Let’s retain common sense in gun debate
Published 9:47 am Tuesday, January 22, 2013
Column: My Point of View, by Jennifer Vogt-Erickson
You’re either in or you’re out.
Love it or leave it.
If you’re not with us, you’re against us.
These are examples of the fallacy of false choice, which attempts to make us believe our options are either one of two extremes, and there is no middle ground.
The NRA leadership has given a clear signal that the organization will oppose any new measures that restrict gun ownership. At the same time, the NRA is promoting the idea that “anti-gun politicians” are using the Sandy Hook massacre to “disarm the American people.” (Quotes from the official NRA website.)
This black-and-white framing of the gun debate is inaccurate. The majority (if not all) of the politicians advocating for new gun control measures do not favor disarmament or anything remotely near it.
Despite the intransigence of the NRA, there is broad public support for making changes in gun laws while still supporting the Second Amendment. A recent Washington Post/ABC poll found that a majority of Americans support a new ban on assault weapons, a national database for tracking gun sales, background checks at gun shows and a ban on high-capacity magazines.

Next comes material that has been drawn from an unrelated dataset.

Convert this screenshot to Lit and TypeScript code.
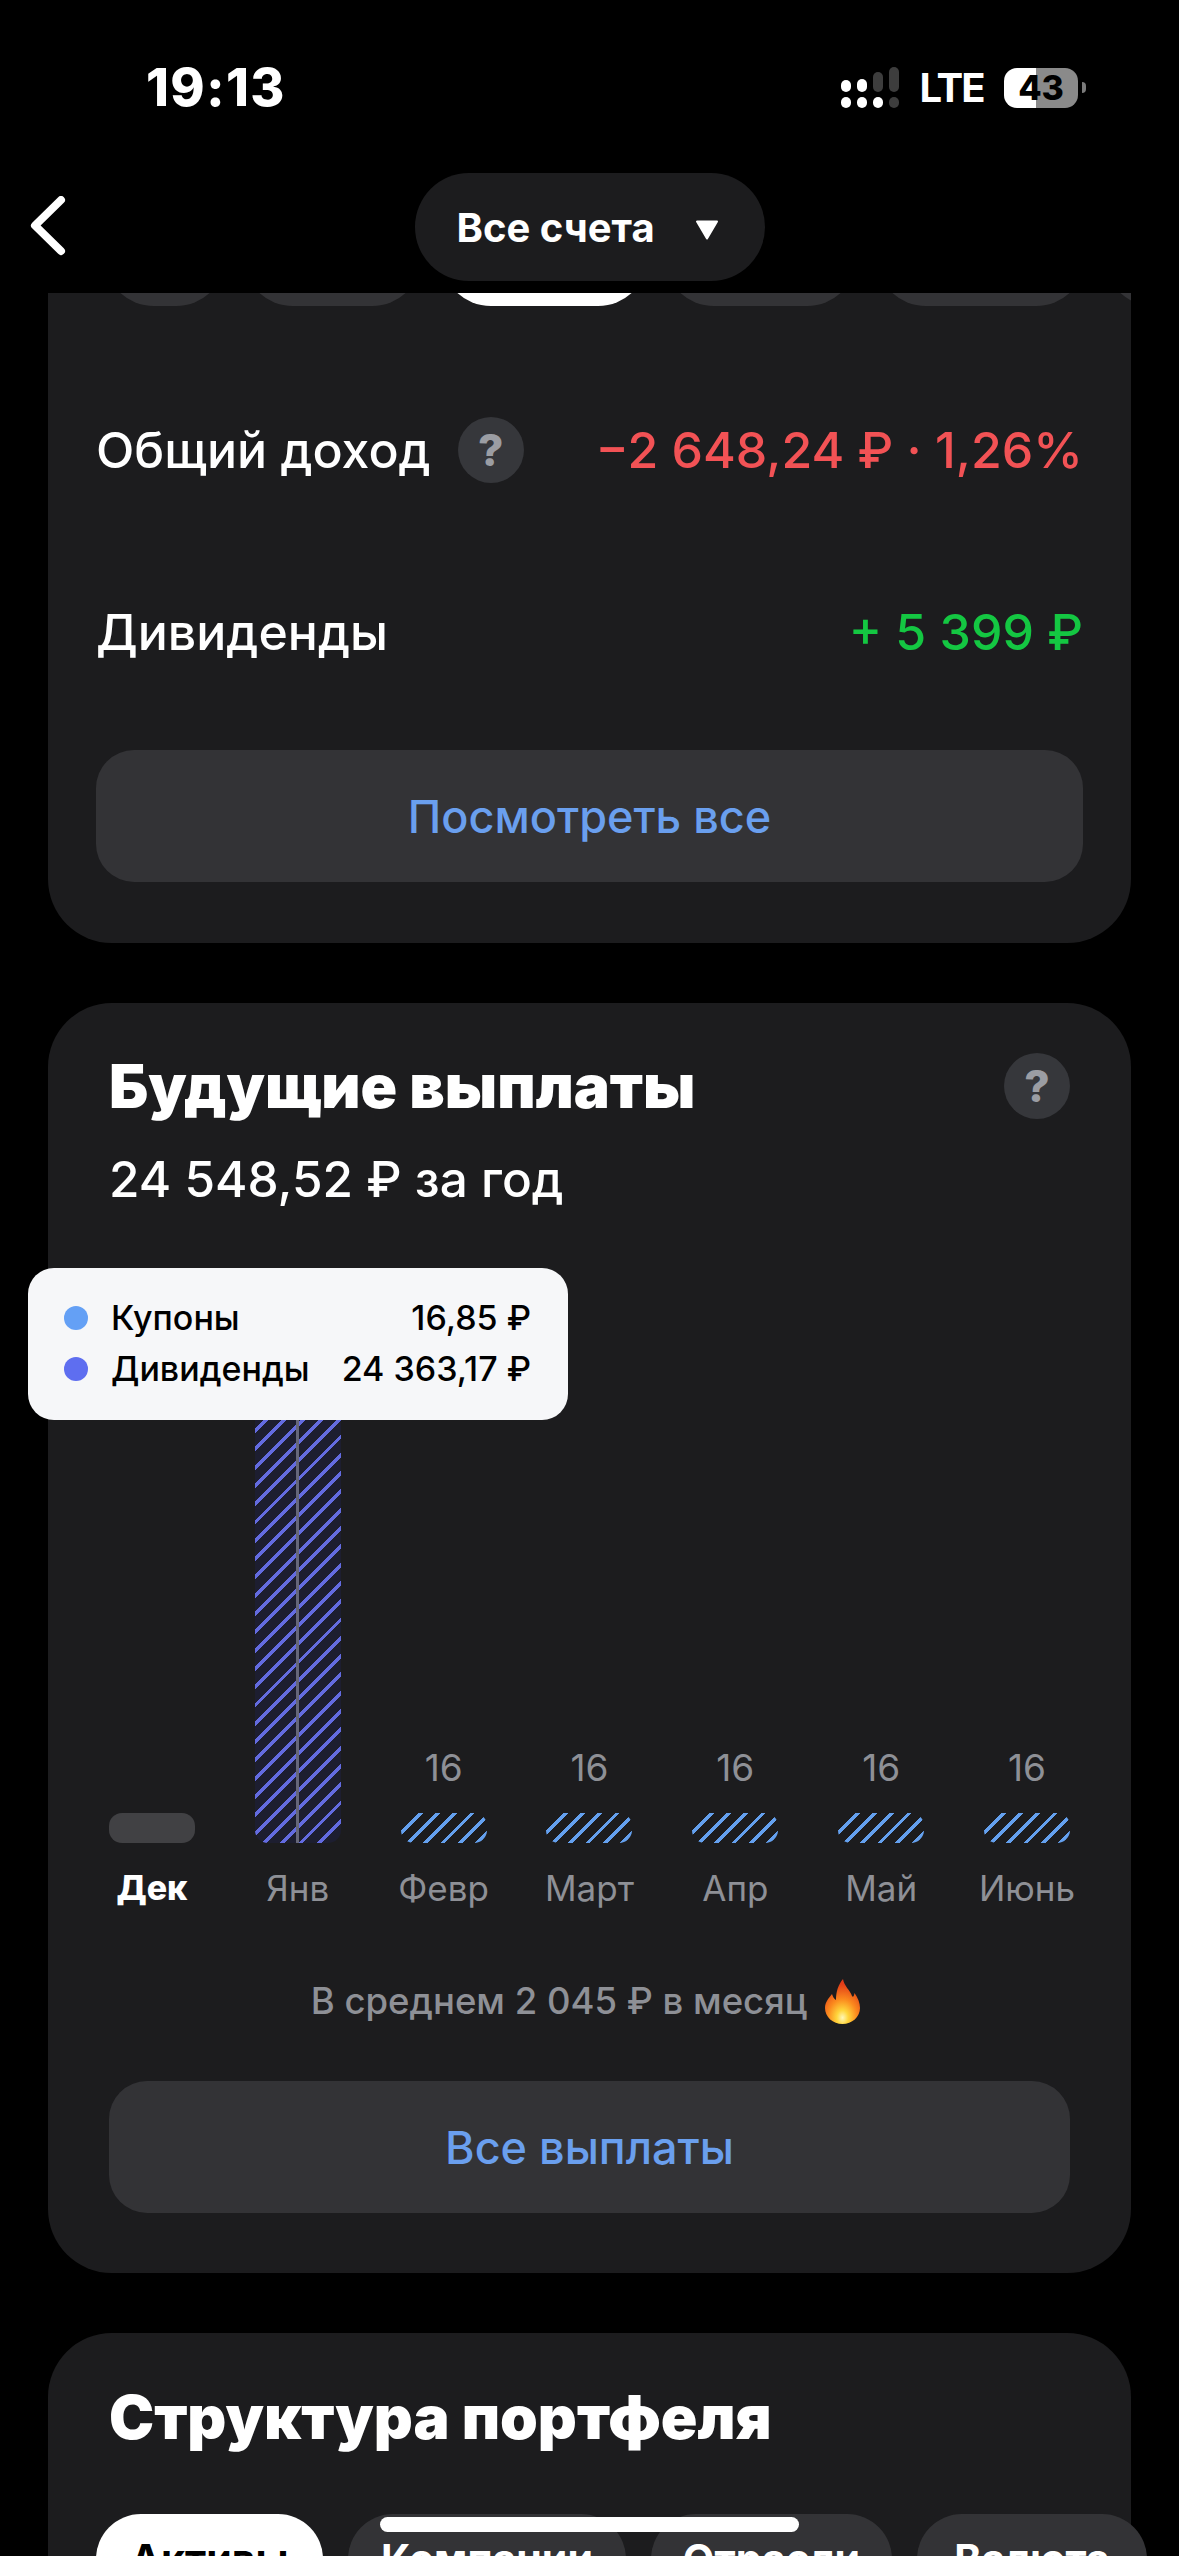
import { LitElement, html, css, nothing } from "lit";
import { customElement } from "lit/decorators.js";

const months = [
  { name: "Дек", active: true, kind: "empty", h: 30, v: "" },
  { name: "Янв", kind: "div", h: 451.5, v: "" },
  { name: "Февр", kind: "cup", h: 30, v: "16" },
  { name: "Март", kind: "cup", h: 30, v: "16" },
  { name: "Апр", kind: "cup", h: 30, v: "16" },
  { name: "Май", kind: "cup", h: 30, v: "16" },
  { name: "Июнь", kind: "cup", h: 30, v: "16" },
];

const tabs = [
  { t: "Активы", w: 227, on: true },
  { t: "Компании", w: 278 },
  { t: "Отрасли", w: 241 },
  { t: "Валюта", w: 230 },
];

const peek: [number, number, boolean][] = [
  [56, 122, false],
  [195, 179, false],
  [393, 207, true],
  [616, 193, false],
  [828, 210, false],
  [1056, 120, false],
];

@customElement("app-root")
export class AppRoot extends LitElement {
  static styles = css`
    :host {
      display: block;
      position: relative;
      width: 1179px;
      height: 2556px;
      overflow: hidden;
      background: #000;
      color: #fff;
      font-family: Inter, "Liberation Sans", sans-serif;
    }
    .status {
      height: 173px;
      box-sizing: border-box;
      padding: 60px 93px 0 146px;
      display: flex;
      justify-content: space-between;
      align-items: flex-start;
    }
    .time {
      font-size: 52px;
      font-weight: 800;
      line-height: 56px;
      letter-spacing: 1.4px;
    }
    .sys {
      display: flex;
      align-items: center;
      height: 41px;
      margin-top: 7px;
    }
    .lte {
      font-size: 40px;
      font-weight: 700;
      line-height: 41px;
      letter-spacing: -2px;
      margin: 0 20px;
      width: 65px;
      text-align: center;
    }
    .batt {
      width: 74px;
      height: 40px;
      border-radius: 13px;
      background: linear-gradient(90deg, #fff 0 32px, #8a8a8a 32px);
      color: #000;
      font-size: 34px;
      font-weight: 800;
      line-height: 40px;
      text-align: center;
    }
    .nub {
      width: 4px;
      height: 11px;
      margin-left: 4px;
      background: #7a7a7a;
      border-radius: 0 6px 6px 0;
    }
    .nav {
      height: 120px;
      position: relative;
      display: flex;
      justify-content: center;
      align-items: flex-start;
    }
    .back {
      position: absolute;
      left: 30px;
      top: 23px;
    }
    .pill {
      width: 350px;
      height: 108px;
      border-radius: 54px;
      background: #1c1c1e;
      display: flex;
      align-items: center;
      gap: 40px;
      font-size: 40px;
      font-weight: 700;
      padding-left: 42px;
      box-sizing: border-box;
    }
    .pill svg {
      margin-top: 6px;
    }
    .scroll {
      display: flex;
      flex-direction: column;
      gap: 60px;
      padding: 0 48px;
    }
    .card {
      background: #1c1c1e;
      border-radius: 0 0 64px 64px;
      padding: 0 48px 61px;
    }
    .card.full {
      border-radius: 64px;
      padding: 0 61px 60px;
    }
    .peek {
      height: 13px;
      margin: 0 -48px;
      position: relative;
      overflow: hidden;
    }
    .peek i {
      position: absolute;
      bottom: 0;
      height: 100px;
      background: #333336;
      border-radius: 50px;
    }
    .peek i.on {
      background: #fff;
    }
    .row {
      display: flex;
      align-items: center;
      justify-content: space-between;
      font-size: 50px;
      font-weight: 500;
      line-height: 66px;
      white-space: nowrap;
    }
    .row.first {
      margin-top: 111px;
    }
    .row.second {
      margin-top: 116px;
    }
    .lab {
      display: flex;
      align-items: center;
      gap: 27px;
    }
    .red {
      color: #f25255;
    }
    .green {
      color: #14c742;
    }
    .help {
      width: 66px;
      height: 66px;
      border-radius: 50%;
      background: #36373b;
      color: #9b9da3;
      font-size: 44px;
      font-weight: 800;
      line-height: 66px;
      text-align: center;
      flex: none;
    }
    .btn {
      height: 132px;
      border-radius: 38px;
      background: #333336;
      color: #6a9fee;
      font-size: 45px;
      font-weight: 500;
      display: flex;
      align-items: center;
      justify-content: center;
    }
    .first-btn {
      margin-top: 85px;
    }
    .head {
      display: flex;
      justify-content: space-between;
      align-items: center;
      padding-top: 50px;
    }
    h2 {
      margin: 0;
      font-size: 60.5px;
      font-weight: 900;
      line-height: 66px;
      white-space: nowrap;
    }
    .sub {
      font-size: 49.5px;
      font-weight: 500;
      line-height: 60px;
      margin-top: 30px;
      white-space: nowrap;
    }
    .chart {
      height: 649px;
      margin-top: 50px;
      display: grid;
      grid-template-columns: repeat(7, 86px);
      justify-content: space-between;
      align-items: end;
      position: relative;
    }
    .col {
      display: flex;
      flex-direction: column;
      align-items: center;
      width: 86px;
      position: relative;
    }
    .val {
      font-size: 37px;
      line-height: 40px;
      color: #8e9096;
      margin-bottom: 25px;
    }
    .bar {
      width: 86px;
      border-radius: 13px;
      position: relative;
      overflow: hidden;
    }
    .bar.empty {
      background: #414144;
    }
    .bar.div {
      background-color: #1d1e30;
      background-image: repeating-linear-gradient(
        135deg,
        #636be0 0 3.4px,
        transparent 3.4px 12.94px
      );
      border-radius: 0 0 13px 13px;
    }
    .bar.cup {
      background-image: repeating-linear-gradient(
        135deg,
        #64a0ee 0 3.4px,
        transparent 3.4px 12.2px
      );
    }
    .line {
      position: absolute;
      left: 41px;
      top: 0;
      bottom: 0;
      width: 3px;
      background: #66677a;
    }
    .mon {
      font-size: 35px;
      line-height: 40px;
      color: #8e9096;
      margin-top: 25px;
      white-space: nowrap;
    }
    .mon.on {
      color: #fff;
      font-size: 34px;
      font-weight: 800;
    }
    .tip {
      position: absolute;
      left: -81px;
      top: 9px;
      width: 540px;
      height: 152px;
      box-sizing: border-box;
      padding: 24px 37px 0 36px;
      background: #f6f7f9;
      border-radius: 26px;
      color: #000;
      font-size: 34px;
      font-weight: 500;
      display: grid;
      grid-template-columns: 24px 1fr auto;
      column-gap: 23px;
      grid-auto-rows: 51px;
      align-items: center;
      white-space: nowrap;
    }
    .tip .num {
      justify-self: end;
    }
    .dot {
      width: 24px;
      height: 24px;
      border-radius: 50%;
    }
    .dot.a {
      background: #64a0f5;
    }
    .dot.b {
      background: #5e6ef0;
    }
    .avg {
      margin-top: 69px;
      padding-right: 8px;
      font-size: 36.5px;
      line-height: 48px;
      color: #8e9096;
      white-space: nowrap;
      font-weight: 500;
      display: flex;
      justify-content: center;
      align-items: center;
      gap: 18px;
    }
    .second-btn {
      margin-top: 56px;
    }
    .title3 {
      padding-top: 51px;
    }
    .tabs {
      display: flex;
      gap: 25px;
      margin: 64px -70px 0 -13px;
    }
    .tab {
      height: 90px;
      border-radius: 45px;
      background: #333336;
      font-size: 41px;
      font-weight: 700;
      display: flex;
      align-items: center;
      justify-content: center;
      white-space: nowrap;
      flex: none;
    }
    .tab.on {
      background: #fff;
      color: #000;
    }
    .home {
      position: absolute;
      left: 380px;
      top: 2517px;
      width: 419px;
      height: 15px;
      border-radius: 8px;
      background: #fff;
    }
  `;

  private fire() {
    return html`<svg width="35" height="45" viewBox="0 0 35 45" aria-hidden="true">
      <defs>
        <radialGradient id="fl" cx="50%" cy="86%" r="75%">
          <stop offset="0" stop-color="#fff7b8"></stop>
          <stop offset="0.22" stop-color="#ffd63c"></stop>
          <stop offset="0.55" stop-color="#fb8a1e"></stop>
          <stop offset="1" stop-color="#e23c18"></stop>
        </radialGradient>
      </defs>
      <path
        d="M18 0C19 7 25 11 27 17C28 19 29 17 29.5 14C33 19 35 24 35 29C35 38 27 45 17.5 45C8 45 0 38 0 29C0 23 4 19 7 15C8 18 9 20 11 21C11 13 13 6 18 0Z"
        fill="url(#fl)"
      ></path>
    </svg>`;
  }

  render() {
    return html`
      <div class="status">
        <div class="time">19:13</div>
        <div class="sys">
          <svg width="58" height="41" viewBox="0 0 58 41" aria-hidden="true">
            <rect x="0" y="13" width="10" height="12" rx="5" fill="#fff"></rect>
            <rect x="16" y="12" width="10" height="13" rx="5" fill="#fff"></rect>
            <rect x="32" y="5" width="10" height="20" rx="5" fill="#3d3d3d"></rect>
            <rect x="48" y="0" width="10" height="25" rx="5" fill="#3d3d3d"></rect>
            <rect x="0" y="30" width="10" height="11" rx="5" fill="#fff"></rect>
            <rect x="16" y="30" width="10" height="11" rx="5" fill="#fff"></rect>
            <rect x="32" y="30" width="10" height="11" rx="5" fill="#fff"></rect>
            <rect x="48" y="30" width="10" height="11" rx="5" fill="#3d3d3d"></rect>
          </svg>
          <span class="lte">LTE</span>
          <div class="batt">43</div>
          <div class="nub"></div>
        </div>
      </div>
      <div class="nav">
        <svg class="back" width="36" height="60" viewBox="0 0 36 60" aria-hidden="true">
          <path d="M31 4 L5 29.5 L31 55" fill="none" stroke="#fff" stroke-width="8"
            stroke-linecap="round" stroke-linejoin="round"></path>
        </svg>
        <div class="pill">
          <span>Все счета</span>
          <svg width="24" height="20" viewBox="0 0 24 20" aria-hidden="true">
            <path d="M2 1.5h20L12 18.5z" fill="#fff" stroke="#fff" stroke-width="2"
              stroke-linejoin="round"></path>
          </svg>
        </div>
      </div>
      <div class="scroll">
        <section class="card">
          <div class="peek">
            ${peek.map(
              ([x, w, on]) =>
                html`<i class=${on ? "on" : ""} style="left:${x}px;width:${w}px"></i>`
            )}
          </div>
          <div class="row first">
            <span class="lab">Общий доход <span class="help">?</span></span>
            <span class="red">−2 648,24 ₽ · 1,26%</span>
          </div>
          <div class="row second">
            <span>Дивиденды</span>
            <span class="green">+ 5 399 ₽</span>
          </div>
          <div class="btn first-btn">Посмотреть все</div>
        </section>

        <section class="card full">
          <div class="head">
            <h2>Будущие выплаты</h2>
            <span class="help">?</span>
          </div>
          <div class="sub">24 548,52 ₽ за год</div>
          <div class="chart">
            ${months.map(
              (m) => html`<div class="col">
                ${m.v ? html`<span class="val">${m.v}</span>` : nothing}
                <div class="bar ${m.kind}" style="height:${m.h}px">
                  ${m.kind === "div" ? html`<div class="line"></div>` : nothing}
                </div>
                <span class="mon ${m.active ? "on" : ""}">${m.name}</span>
              </div>`
            )}
            <div class="tip">
              <span class="dot a"></span><span>Купоны</span><span class="num">16,85 ₽</span>
              <span class="dot b"></span><span>Дивиденды</span><span class="num">24 363,17 ₽</span>
            </div>
          </div>
          <div class="avg"><span>В среднем 2 045 ₽ в месяц</span>${this.fire()}</div>
          <div class="btn second-btn">Все выплаты</div>
        </section>

        <section class="card full">
          <h2 class="title3">Структура портфеля</h2>
          <div class="tabs">
            ${tabs.map(
              (t) =>
                html`<div class="tab ${t.on ? "on" : ""}" style="width:${t.w}px">${t.t}</div>`
            )}
          </div>
        </section>
      </div>
      <div class="home"></div>
    `;
  }
}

The term “gun violence prevention,” which has gained more stature recently, could also help bridge the perceived gap between the sides of gun rights and gun control. A new organization, Americans for Responsible Solutions, aims to promote national dialogue around this idea.
It’s a project of former Arizona Rep. Gabby Giffords, herself a survivor of a mass shooting two years ago, and her husband, Mark Kelly. Giffords and Kelly are gun owners, and their intention is to provide a counterweight to the political influence of the NRA and strike a balance between the Second Amendment and the problem of gun violence.
It’s a complex issue, even without the NRA, because the gun debate boils down to conflicts between our right to liberty and our right to life. As I’ve followed the arguments of people who oppose any changes to gun laws, I’ve seen two main reasons for being against restrictions: 1. personal protection and 2. defense against tyranny.
I partially understand the first one. If I were single and living alone, I might entertain the idea of keeping a handgun (at most) for protection. Since I have a young son who is fascinated by guns, though, any guns in the house would have to be locked up. I’m still recovering from the time he called from the kitchen, “I’m really good at using knives.” I rushed in to find him, knife in hand, looking for something to fillet. Thus, I have no illusions I could keep a gun accessible at a moment’s notice while ensuring that my son does not accidentally injure himself with it.
The second reason I have more trouble identifying with. I think distrust of government is healthy and necessary to some extent, and the government is prone to making mistakes (as every human institution is), but I fail to see how owning guns is going to protect people from the potential tyranny of the government. The U.S. government, thanks to its massive military build-up, has exponentially more firepower — tanks, howitzers, missiles, cluster bombs, trained soldiers, etc. — than individual citizens have access to. Therefore, I doubt Militia Mike’s gun arsenal is the only thing standing between him and dictatorship.
Open public institutions, educated citizens, free speech and fair elections keep tyranny at bay much more effectively. If anything, the NRA’s language of “stand and fight” makes it sound like it’s effectuating its own tyranny, that is, “dominance through threat of punishment and violence.” Politicians have pussyfooted around this outfit and its rhetoric for far too long.
The NRA, however, wasn’t always so trenchantly one-note. In 1963, after Lee Harvey Oswald assassinated President John F. Kennedy with a mail-order rifle (purchased through an ad in the NRA’s American Rifleman magazine), the NRA quickly supported a ban on mail-order gun sales. At a Congressional hearing, NRA Executive Vice President Frankin Orth stated, “We do not think that any sane American, who calls himself an American, can object to placing into this bill the instrument which killed the president of the United States.”
In contrast, a week after the Sandy Hook massacre in which a shooter murdered 20 first-graders with an AR-15, NRA CEO Wayne LaPierre stated, “The only thing that stops a bad guy with a gun is a good guy with a gun.”
The only thing?
We can reach sensible common ground on gun violence prevention. The NRA doesn’t have to love it, but it doesn’t have to leave it either.
Jennifer Vogt-Erickson is a member of the Freeborn County DFL Party.